Malaysia – On Wednesday, a former Goldman Sachs associate testified that his participation in a bribery scheme that robbed billions of dollars from Malaysia’s 1MDB sovereign wealth fund was motivated by “greed and ambition.”
In the criminal prosecution of Roger Ng, the bank’s former head of investment banking in Malaysia, Tim Leissner, the former leader of Goldman’s South-east Asia unit, is a key witness. The trial started in federal court in Brooklyn on Monday.
Prosecutors say Ng, 49, received millions of dollars in payments for assisting in the theft of cash from 1MDB. Ng has pleaded not guilty to money laundering and violating an anti-bribery statute.

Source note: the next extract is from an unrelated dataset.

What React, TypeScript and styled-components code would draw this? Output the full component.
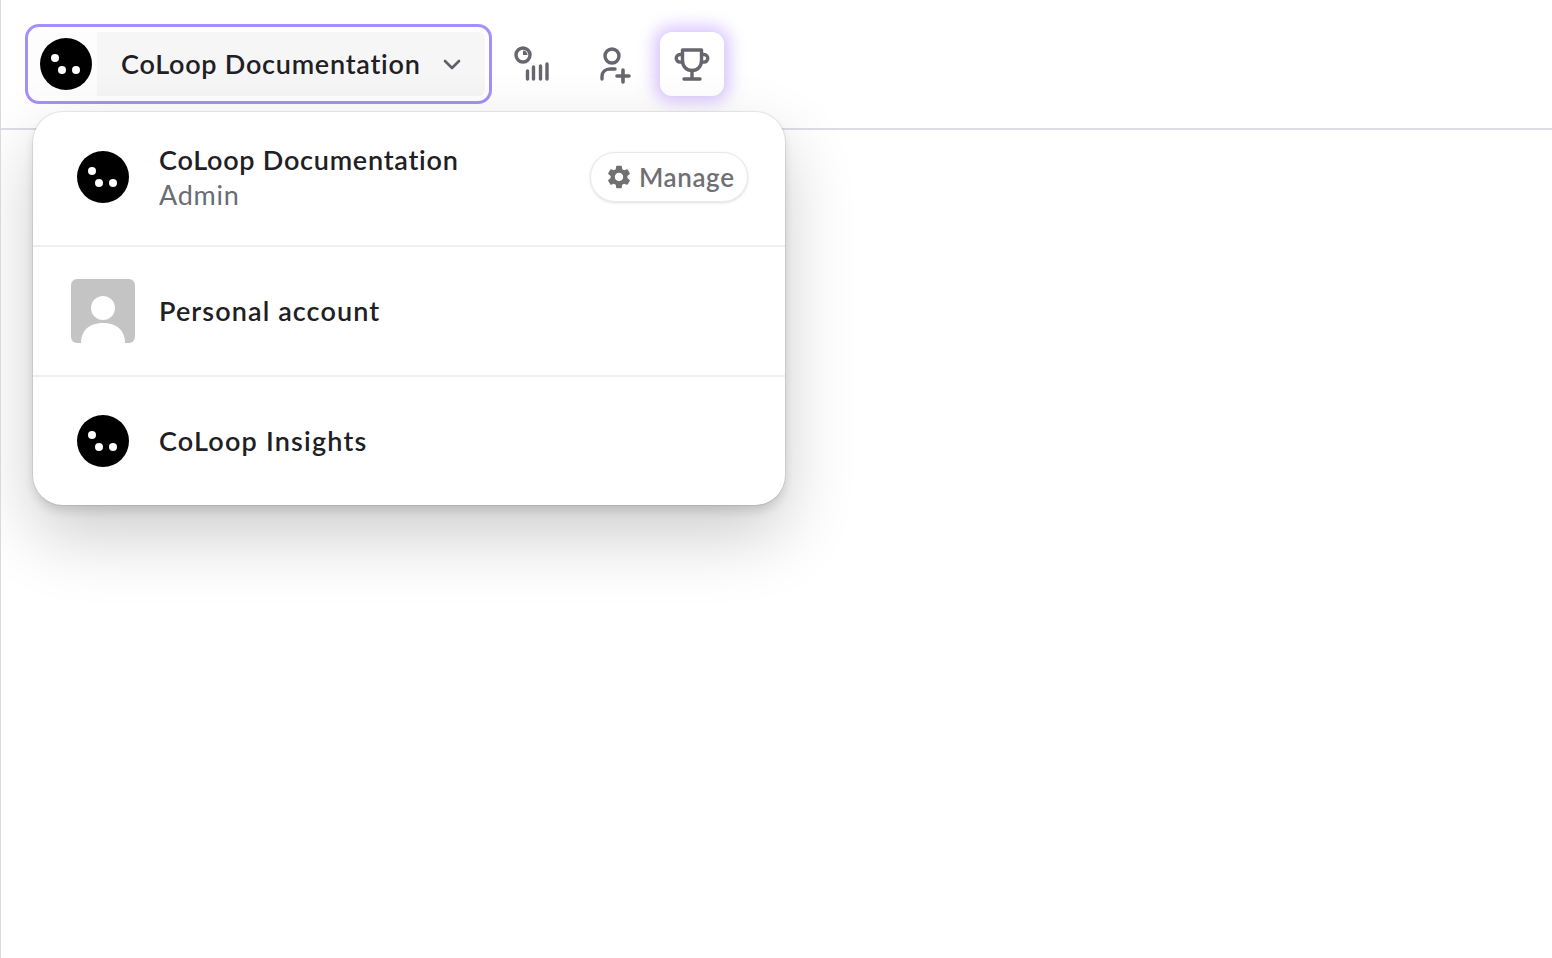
import styled, { createGlobalStyle } from 'styled-components';
import { MdSettings } from 'react-icons/md';

const FONT = `"Lato", "Inter", "Liberation Sans", sans-serif`;

const GlobalStyle = createGlobalStyle`
  html, body {
    margin: 0;
    padding: 0;
    height: 100%;
    background: #fff;
    font-family: ${FONT};
  }
  #root {
    height: 100%;
  }
`;

const Page = styled.div`
  position: relative;
  height: 958px;
  box-sizing: border-box;
  border-left: 1px solid #d9d9e3;
  overflow: hidden;
`;

const Header = styled.header`
  display: flex;
  align-items: center;
  box-sizing: border-box;
  height: 130px;
  padding: 0 0 0 24px;
  border-bottom: 2px solid #dddde6;
`;

const Switcher = styled.button`
  display: flex;
  align-items: center;
  box-sizing: border-box;
  width: 467px;
  height: 80px;
  padding: 0;
  border: 3px solid #a78ffa;
  border-radius: 14px;
  background: #fff;
  outline: none;
  font-family: ${FONT};
`;

const SwitcherInner = styled.span`
  display: flex;
  align-items: center;
  flex: 1;
  height: 64px;
  margin: 0 4px;
  border-radius: 6px;
  background: #f6f6f7;
`;

const LogoTile = styled.span`
  display: flex;
  align-items: center;
  justify-content: center;
  flex: none;
  box-sizing: border-box;
  width: 65px;
  height: 64px;
  padding-left: 3px;
  border-radius: 6px 0 0 6px;
  background: #fdfdfd;
`;

const SwitcherLabel = styled.span`
  flex: 1;
  margin: 0 0 2px 24px;
  text-align: left;
  font-size: 27px;
  font-weight: 600;
  letter-spacing: 0.75px;
  color: #1f2024;
`;

const Chevron = styled.svg`
  flex: none;
  margin-right: 22px;
`;

const IconButton = styled.button<{ $active?: boolean; $offset: number }>`
  display: flex;
  align-items: center;
  justify-content: center;
  flex: none;
  width: 64px;
  height: 64px;
  margin-left: ${(p) => p.$offset}px;
  padding: 0;
  border: none;
  border-radius: 12px;
  background: #fff;
  box-shadow: ${(p) => (p.$active ? '0 0 16px 6px rgba(167, 120, 250, 0.42)' : 'none')};
`;

const Menu = styled.div`
  position: absolute;
  top: 112px;
  left: 32px;
  width: 752px;
  height: 393px;
  display: flex;
  flex-direction: column;
  border-radius: 30px;
  background: #fff;
  box-shadow: 0 0 0 1px rgba(0, 0, 0, 0.07), 0 6px 10px rgba(0, 0, 0, 0.12), 0 30px 70px rgba(0, 0, 0, 0.2);
`;

const Row = styled.div<{ $height: number; $lift?: number }>`
  display: flex;
  align-items: center;
  gap: 24px;
  box-sizing: border-box;
  height: ${(p) => p.$height}px;
  flex: none;
  padding: 0 37px ${(p) => p.$lift ?? 0}px 38px;
  & + & {
    border-top: 2px solid #efeff1;
  }
`;

const LogoSlot = styled.span`
  display: flex;
  align-items: center;
  justify-content: center;
  flex: none;
  width: 64px;
  height: 64px;
`;

const Avatar = styled.svg`
  display: block;
  border-radius: 6px;
`;

const Info = styled.div`
  display: flex;
  flex-direction: column;
  flex: 1;
  gap: 1px;
`;

const Name = styled.div<{ $tracking: number }>`
  font-size: 27px;
  line-height: 34px;
  font-weight: 600;
  letter-spacing: ${(p) => p.$tracking}px;
  color: #1f2024;
`;

const Role = styled.div`
  font-size: 27px;
  line-height: 34px;
  font-weight: 400;
  letter-spacing: 0.75px;
  color: #6b6b74;
`;

const ManageButton = styled.button`
  display: flex;
  align-items: center;
  gap: 6px;
  box-sizing: border-box;
  width: 158px;
  height: 50px;
  padding: 0 0 0 14px;
  border: 1px solid #e9e9ec;
  border-radius: 25px;
  background: #fff;
  box-shadow: 0 1px 3px rgba(0, 0, 0, 0.13);
  font-family: ${FONT};
  font-size: 26px;
  font-weight: 600;
  letter-spacing: 0.6px;
  color: #6f6f74;
  svg {
    flex: none;
  }
`;

const Logo = () => (
  <svg width="52" height="52" viewBox="0 0 52 52">
    <circle cx="26" cy="26" r="26" fill="#000" />
    <circle cx="15" cy="20" r="4" fill="#fff" />
    <circle cx="22" cy="32" r="4" fill="#fff" />
    <circle cx="36" cy="32" r="4" fill="#fff" />
  </svg>
);

const ChartIcon = () => (
  <svg width="64" height="64" viewBox="0 0 64 64" fill="none" stroke="#66666e" strokeWidth="3.4" strokeLinecap="round">
    <circle cx="22" cy="23" r="7" />
    <path d="M22 23v-4.500a4.500 4.500 0 0 1 4.500 4.500z" fill="#66666e" stroke="none" />
    <path d="M26.500 39v8M32.500 35v12M39.500 34v13M46 32v15" />
  </svg>
);

const UserPlusIcon = () => (
  <svg width="64" height="64" viewBox="0 0 64 64" fill="none" stroke="#66666e" strokeWidth="3.4" strokeLinecap="round">
    <circle cx="30" cy="24" r="7" />
    <path d="M20 47v-2.500c0-4.500 3.500-7.500 8-7.500h5" />
    <path d="M41 38v12M35 44h12" strokeWidth="3.6" />
  </svg>
);

const TrophyIcon = () => (
  <svg width="64" height="64" viewBox="0 0 64 64" fill="none" stroke="#66666e" strokeWidth="3.4" strokeLinecap="round" strokeLinejoin="round">
    <path d="M22.500 18h19v11c0 5.500-4 9.500-9.500 9.500s-9.500-4-9.500-9.500z" />
    <path d="M22.500 22.500H20a3.800 3.800 0 0 0 0 7.600h2.500" />
    <path d="M41.500 22.500H44a3.800 3.800 0 0 1 0 7.600h-2.500" />
    <path d="M32 38.500V47M24 47h16" />
  </svg>
);

const PersonAvatar = () => (
  <Avatar width="64" height="64" viewBox="0 0 64 64">
    <rect width="64" height="64" fill="#c4c4c4" />
    <circle cx="32" cy="29" r="12" fill="#fff" />
    <path d="M10 64c0-14 10-20 22-20s22 6 22 20z" fill="#fff" />
  </Avatar>
);

const App = () => (
  <>
    <GlobalStyle />
    <Page>
      <Header>
        <Switcher>
          <SwitcherInner>
            <LogoTile>
              <Logo />
            </LogoTile>
            <SwitcherLabel>CoLoop Documentation</SwitcherLabel>
            <Chevron width="22" height="22" viewBox="0 0 22 22" fill="none" stroke="#5f5f66" strokeWidth="2.600" strokeLinecap="round" strokeLinejoin="round">
              <path d="M4 8l7 7 7-7" />
            </Chevron>
          </SwitcherInner>
        </Switcher>
        <IconButton $offset={9}>
          <ChartIcon />
        </IconButton>
        <IconButton $offset={17}>
          <UserPlusIcon />
        </IconButton>
        <IconButton $active $offset={14}>
          <TrophyIcon />
        </IconButton>
      </Header>
      <Menu>
        <Row $height={133} $lift={3}>
          <LogoSlot>
            <Logo />
          </LogoSlot>
          <Info>
            <Name $tracking={0.75}>CoLoop Documentation</Name>
            <Role>Admin</Role>
          </Info>
          <ManageButton>
            <MdSettings size={28} />
            Manage
          </ManageButton>
        </Row>
        <Row $height={130} $lift={1}>
          <LogoSlot>
            <PersonAvatar />
          </LogoSlot>
          <Name $tracking={1.1}>Personal account</Name>
        </Row>
        <Row $height={130} $lift={1}>
          <LogoSlot>
            <Logo />
          </LogoSlot>
          <Name $tracking={1.2}>CoLoop Insights</Name>
        </Row>
      </Menu>
    </Page>
  </>
);

export default App;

In 2018, Leissner, 52, pled guilty to identical crimes and promised to help the government with its investigation.
On Wednesday, Leissner testified that Ng was Goldman’s lead banker on 1MDB and that, beginning in 2008, he had developed a connection with Malaysian financier Jho Low, who was the bank’s main point of contact with 1MDB.
Bringing 1MDB business to Goldman, which ended up selling $6.5 billion (RM27.2 billion) in bonds for the fund and earning $600 million in fees, “immediately made us heroes” inside the firm, according to Leissner.
“My greed and ambition got the best of me,” Leissner said, adding that the consequences of his actions had ruined his life.
He further said that Goldman bankers were expected to be employed on each of their clients’ transactions, and that missing one was “unacceptable.”
“Whatever it took to get these deals done for Goldman Sachs was my major focus,” he claimed.
Marc Agnifilo, Ng’s defense attorney, said in his opening statement that Ng had no involvement in the alleged plan executed by Leissner and Low.
Prosecutors in the United States claim that $4.5 billion generated from the agreements was misappropriated. In 2020, the bank paid a roughly $3 billion fine and agreed to have its Malaysian subsidiary plead guilty in a US court.
Low identified persons in Malaysia and Abu Dhabi who he believed would need to be bribed for a proposal to borrow US$1.75 billion in debt to be approved, according to Leissner, during a meeting in London in 2012. According to Leissner, an Abu Dhabi-based business was acting as a guarantor for 1MDB on the sale.
According to Leissner’s evidence, this list included Malaysia’s then-prime minister, Datuk Seri Najib Razak, and Sheikh Mansour, the UAE’s deputy prime minister, who Low said “wouldn’t get out of bed for anything less than US$100 million.”
Malaysian authorities accuse Najib, who was pushed out of power in 2018, of taking more than $1 billion from 1MDB. Najib, who is appealing a 12-year jail term, has always maintained his innocence.